I love break beats or some deep dark drum and bass!! Cut and Run are my favorite breaks producers!! You should check out this video here.....
http://www.youtube.com/watch?v=5VAVh1q_rJU
and for the hip hop people heres a great one for you....
http://www.youtube.com/watch?v=KqNNSzrwsf0


----------



## Nike617 (Oct 1, 2009)

I listen to jefferson airplane-white rabbit,pink floyd comfortalby numb. and some kid cudi


----------



## Lilmaccloco (Oct 2, 2009)

I Listen to my new album "Make way 4 the Dead Man"Witch will be availible 4 you to download later this month it's the sh-t dude iaint playing most of the songs are being featured in a shade picture film thats Called Border Lords II check out the Traylor on youtube or facebook or myspace the movie should be out by christmas 

Peace Macc


----------



## 420Princess (Oct 3, 2009)

kottonmouth kings
positive vibes


----------



## BloodShot420 (Oct 3, 2009)

sometimes if i'm too stoned to choose i like slacker radio... slacker.com 

just type in a good song, and it makes a playlist... or radio station for you... similar to pandora...

good shiz...


----------



## Mr.

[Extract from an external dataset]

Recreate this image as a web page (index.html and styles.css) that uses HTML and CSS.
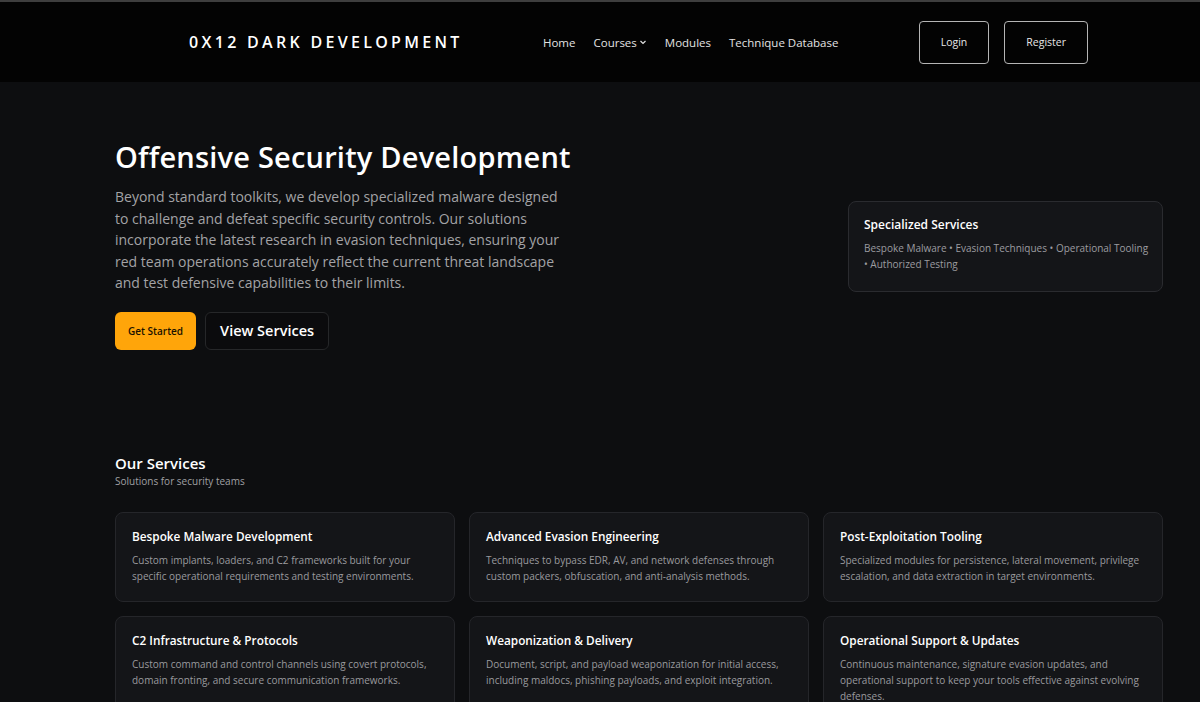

Good (Oct 3, 2009)

I like Bone thugs N Harmoney the entire Crossroads album from what....1993?...good shit.

You know how we do it- Ice Cube
Hits from the Bong & I wanna get high- Cypress Hill
Excursions-Tribe Called Quest

I also love Fleetwood Mac and Tom Petty for sure.


----------



## indicaza (Oct 3, 2009)

the black dahlia murder nocturnal or if im just chilling circa survive or something


----------



## iNVESTIGATE (Oct 3, 2009)

EVERYONE HERE SHOULD LISTEN TO 'The Sound Of Animals Fighting'

Fucking Solid Music. Progressive-experimental rock! 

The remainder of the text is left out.